Read on for more on these stories, the latest updates on the Detroit new superintendent and the rest of the week’s Detroit schools news. Also, we’re continuing to feature the stories of Detroiters talking about our schools. If you have a story to share, please let us know.

In Detroit

  • The Woodward Academy is one of at least three Detroit-area charter schools that are expected to close in June. Families just finding out now that they need a new school are already at a disadvantage because deadlines to apply to many of the city’s top-rated schools passed weeks or months ago.
  • The partnership agreement that the Detroit school board officially signed Thursday night with the state education department will keep 24 threatened district schools safe from state closure for at least three years, an attorney representing the district says. The schools, which will have to set ambitious improvement targets, will get help from partners including four major state universities and the Wayne County educational service agency.
  • A teacher got this Detroit woman’s troublemaking brother involved in her classroom — and transformed both siblings’ lives
  • Grosse Pointe schools are considering accepting kids from Detroit and other communities — as long as they’re willing to pay $13,000 a year (and have a decent transcript). The proposal caused one columnist to declare the “end of public education.”
  • A scholarship program makes community college free for all Detroit high school grads, but only a fraction of participants stay in the program long enough to earn a degree. That has led organizers to add a coaching component so students will get both money and support from the program.

The new boss

  • The Detroit school board has gotten the green light to negotiate a contract with Florida superintendent Nikolai Vitti to lead the city schools. Negotiations had been temporarily stalled by a legal challenge from an activist who says the search process broke laws.
  • The board last night voted to hire an an attorney to negotiate the contract. It also named the board’s president to represent the board in negotiations. She said she expects Vitti to sign the contract by late May.
  • “There was no comparison” between Vitti and Derrick Coleman, the other finalist, one board member said during a break in the meeting where Vitti was selected. That’s according to a Free Press reporter who heard a recording of the conversation that surfaced during a hearing to discuss the activist’s motion to block negotiations.
  • In applying for his new job with district, Vitti wrote that he has “directly experienced the challenges of immigration, single motherhood, teenage pregnancy, unemployment, alcoholism and foreclosures” and got his work ethic from delivering the Free Press at 5 a.m. as a child. Read his full application here.
  • Advice for Vitti is piling up. One Free Press columnist urged Vitti to eschew the “reform-of-the-month approach” and “play the long game.” Another penned an open letter to Vitti, reminding him that his new job “is literally changing the lives of our children.”
  • A former city teacher urged people who are disappointed that Interim Superintendent Alycia Meriweather didn’t get the job to move on. “It’s time for everyone to come together in support of Dr.

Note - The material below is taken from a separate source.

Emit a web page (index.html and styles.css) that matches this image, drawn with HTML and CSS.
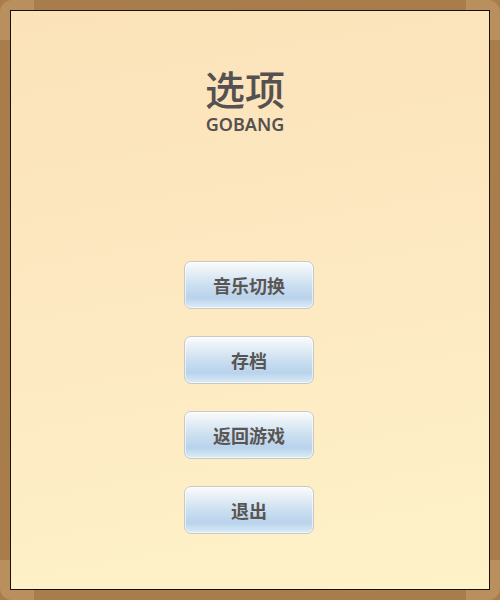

Vitti,” he wrote.

Across the state

  • The state superintendent objects to “incorrect” reports that he opposes assigning letter grades to schools. In fact, he wrote, “I continue to support an A-F report card for school accountability.”
  • The state’s lieutenant governor — a possible GOP candidate for governor — says the U.S. Department of Education should send back the state’s plan created under the Every Student Succeeds Act because it doesn’t have high enough standards for students with disabilities.
  • Voters in 10 suburban communities will vote Tuesday on tax hikes to fund new buildings, buses and facility improvements.
  • A former state lieutenant governor urged lawmakers not to “dumb” down the state’s graduation requirements.
  • The Detroit News blasted state political and educational leaders for failing to work together to improve education. Too many separate efforts, the paper wrote, have “led to a confusing mix of proposals and benchmarks for schools.”
  • The president of  a Michigan small business association argues that any serious conversation about improving the state’s schools “must begin with a comprehensive look at how we fund” public schools.
  • A Democratic candidate for governor penned an op/ed urging more charter school accountability and arguing that education should not be a partisan issue.
  • U.S. News and World Report is out with its top high school ranking but no Michigan schools were in the top 200. The ranking prompted the state charter school association to crow that charters are among the highest-ranked high schools in the state. In Detroit, Renaissance was top high school, coming it at 67th in the ranking. Cass Tech was at 111th.
  • A retiring state teachers union leader is due to receive a generous pension from the state.
  • A suburban district plans to close a high school after years of enrollment declines.

In other news

  • These Detroit kids wrote a letter to the Pistons — and got a new basketball court outside their school.
  • Nearly 400 works of art from Detroit students are now on display at the Detroit Institute of Arts.
  • A Detroit public school STEM administrator is this week’s Michigan Lottery Excellence in Education award winner.
  • A public-private partnership is addressing a major reason why kids struggle in school by providing them with eyeglasses.
  • A former University of Michigan football player is now the principal of a suburban school.

Extra credit

PHOTO: Doug Coombe/Hope Starts Here
Hundreds of Detroit community members came together on Thursday to celebrate the First Annual Detroit Day of the Young Child. Across the city, parents, caregivers, educators and policymakers attended “listening sessions” to discuss what early childhood could and should look like in Detroit. The gatherings, which focused on issues affecting children including education, nutrition, health, child care and transportation were among more than 60 events that are expected to attract over 600 participants by May 5.